Ao longo do livro, Lewis faz ou uma defesa explícita da fé cristã e da sua razoabilidade, ou uma exposição de um ponto de vista cristão (atenção: um ponto de vista cristão, não necessariamente o ponto de vista cristão) a respeito de certos temas em debate na sociedade. Assim, encontramos textos sobre temas tão variados quanto a função da pena criminal, a transformação do Natal em maratona de compras, a possibilidade de mulheres no clero, a importância de ler livros antigos, a conveniência de existir um partido político “cristão”, ou a existência de um “direito à felicidade”. E é claro que a ciência, e sua relação com a fé, também seria contemplada.
Alguns dos capítulos do livro tratam do tema dos milagres, algo tão caro a Lewis que ele lhe dedicou um livro inteiro (Milagres, de 1947, publicado aqui pela Editora Vida).

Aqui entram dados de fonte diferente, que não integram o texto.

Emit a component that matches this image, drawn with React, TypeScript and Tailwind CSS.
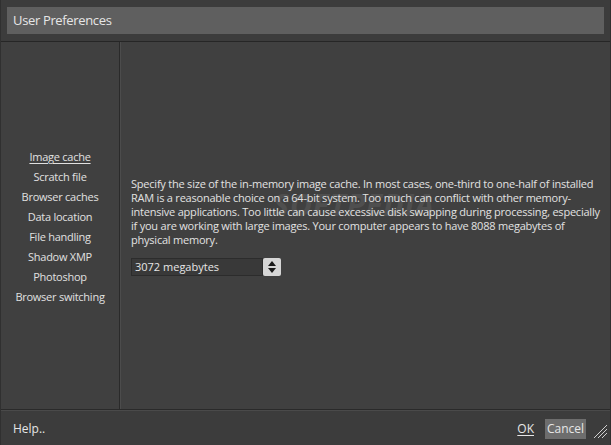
import { useState } from 'react'

const SECCIONES = [
  'Image cache',
  'Scratch file',
  'Browser caches',
  'Data location',
  'File handling',
  'Shadow XMP',
  'Photoshop',
  'Browser switching',
]

const LINEAS = [
  'Specify the size of the in-memory image cache. In most cases, one-third to one-half of installed',
  'RAM is a reasonable choice on a 64-bit system. Too much can conflict with other memory-',
  'intensive applications. Too little can cause excessive disk swapping during processing, especially',
  'if you are working with large images. Your computer appears to have 8088 megabytes of',
  'physical memory.',
]

export default function App() {
  const [activa, setActiva] = useState('Image cache')
  const [megas, setMegas] = useState(3072)

  return (
    <div
      className="relative flex h-[445px] w-[611px] flex-col overflow-hidden border-x border-[#303030] bg-[#3c3c3c] text-[#dcdcdc]"
      style={{ fontFamily: '"Open Sans", "DejaVu Sans", sans-serif' }}
    >
      {/* Barra de título */}
      <div className="px-[6px] pt-[7px] pb-[7px]">
        <div className="flex h-[27px] items-center bg-[#5f5f5f] pl-[6px] pt-[1px] text-[13px] tracking-[-0.35px] text-[#e6e6e6]">
          User Preferences
        </div>
      </div>
      <div className="h-px bg-[#262626]" />

      {/* Cuerpo */}
      <div className="flex flex-1 bg-[#404040]">
        <div className="flex w-[118px] flex-col items-center justify-center pt-[3px]">
          {SECCIONES.map((s) => (
            <button
              key={s}
              onClick={() => setActiva(s)}
              className={
                'h-[20px] text-[11px] leading-[20px] tracking-[-0.25px] text-[#e0e0e0] ' +
                (activa === s ? 'underline underline-offset-2' : '')
              }
            >
              {s}
            </button>
          ))}
        </div>
        <div className="w-px bg-[#2a2a2a]" />
        <div className="w-px bg-[#4c4c4c]" />
        <div className="flex flex-1 flex-col justify-center pl-[10px] pt-[2px]">
          <div className="text-[11px] leading-[14px] tracking-[-0.22px] text-[#e2e2e2]">
            {LINEAS.map((l) => (
              <div key={l} className="whitespace-nowrap">
                {l}
              </div>
            ))}
          </div>
          <div className="mt-[11px] flex h-[18px] w-[150px]">
            <div className="flex flex-1 items-center border border-[#2c2c2c] bg-[#393939] pl-[3px] text-[11px] text-[#e6e6e6]">
              {megas} megabytes
            </div>
            <div className="flex w-[18px] flex-col items-center justify-center gap-[2px] rounded-[2px] bg-[#d6d6d6]">
              <svg width="8" height="5" viewBox="0 0 8 5" onClick={() => setMegas(megas + 1024)}>
                <path d="M4 0 L8 5 L0 5 Z" fill="#1a1a1a" />
              </svg>
              <svg width="8" height="5" viewBox="0 0 8 5" onClick={() => setMegas(megas - 1024)}>
                <path d="M0 0 L8 0 L4 5 Z" fill="#1a1a1a" />
              </svg>
            </div>
          </div>
        </div>
      </div>

      {/* Pie */}
      <div className="h-px bg-[#2a2a2a]" />
      <div className="h-px bg-[#4a4a4a]" />
      <div className="flex h-[34px] items-center bg-[#3c3c3c] pl-[12px] pr-[2px] pt-[1px] text-[12px] text-[#e6e6e6]">
        <span>Help..</span>
        <span className="ml-auto underline underline-offset-2">OK</span>
        <button className="ml-[11px] h-[20px] w-[41px] bg-[#6d6d6d] text-[12px] text-[#e6e6e6]">
          Cancel
        </button>
        <svg width="16" height="16" viewBox="0 0 16 16" className="ml-[6px] mt-[4px]">
          <path d="M15 2 L2 15 M15 6 L6 15 M15 10 L10 15" stroke="#d0d0d0" strokeWidth="1" />
        </svg>
      </div>

      {/* marca de agua */}
      <div className="pointer-events-none absolute left-[272px] top-[182px] text-[30px] font-bold italic tracking-[1px] text-white opacity-[0.08]">
        SOFTPEDIA
      </div>
    </div>
  )
}
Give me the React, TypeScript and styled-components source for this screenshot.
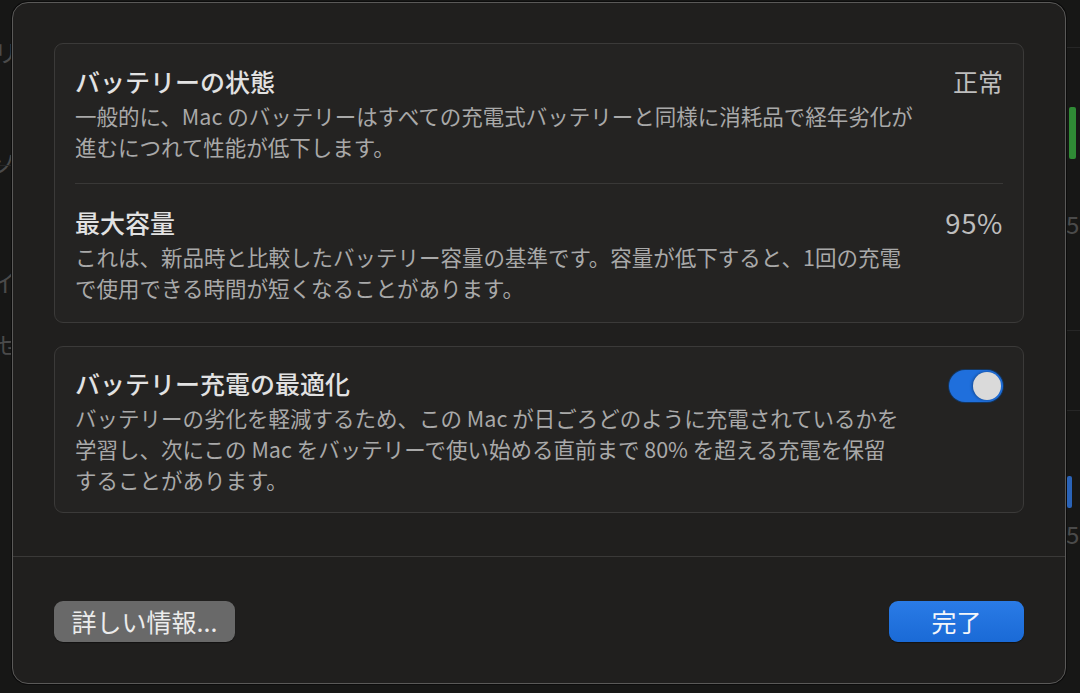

Aqui, o autor dá apenas algumas “palhinhas”, mostrando a relação dos milagres com as leis da natureza (seriam uma violação? Uma interferência? Ou o que mais?) e discorrendo sobre o que são, afinal, essas leis, se elas têm um caráter descritivo, preditivo ou prescritivo – “Em toda a história do universo, as leis da natureza nunca produziram acontecimento algum”, afirma (p. 99), em uma contestação antecipada às teorias de Stephen Hawking sobre como o universo poderia surgir do nada.
Mas Lewis também aborda outros assuntos da relação entre ciência e fé, como a velha história do “lugar especial” da Terra no universo, e apresenta refutações a alegações cientificistas, como a de que os cristãos vivem obrigados a fazer gambiarras mentais para conciliar um conhecimento científico em plena transformação com dogmas imutáveis (e ultrapassados). Lewis exorta os cristãos a escreverem livros sobre ciência, e afirma que essas obras talvez fariam um bem muito maior que obras de defesa da fé – se a ciência for honesta, claro. Ao mesmo tempo, condena as tentativas de “basear nossa apologética em determinado avanço da ciência” (p. 116). Há um capítulo dedicado a uma questão bioética, a da vivissecção de animais; e outro que trata do sofrimento animal antes do pecado original, uma discussão que costuma ser levantada por quem questiona a Teoria da Evolução, mas esse aspecto não é mencionado pelo autor. Lewis também ataca o naturalismo aplicado às neurociências: se não existe livre arbítrio, se tudo se resume a reações elétricas ou químicas ocorrendo em nosso cérebro, por que deveríamos dar algum valor a essa própria noção reducionista, se também ela não passa de fruto dessas mesmas reações?
O Lewis que aparece em Deus no banco dos réus é alguém que apoia a ciência e a busca pelo conhecimento, mas que desconfia profundamente daquilo que os homens podem fazer com ela. Seja usá-la para a defesa do materialismo ou do ateísmo, extrapolando as implicações de teorias ou descobertas científicas, seja para estabelecer uma tecnocracia – um dos temas, aliás, que permeiam o último volume de sua Trilogia Cósmica. Essa desconfiança não tem nada a ver com alguma característica da ciência, mas com o fato de sermos criaturas decaídas, afetadas pelo pecado. “Poderemos nos tornar ora mais beneficentes, ora mais malignos. Meu palpite é que seguiremos por ambos os caminhos; consertaremos uma coisa e estragaremos outra, eliminaremos sofrimentos antigos e produziremos sofrimentos novos, proteger-nos-emos aqui e nos arriscaremos ali” (p. 383). E aí, leitor: Lewis estava certo?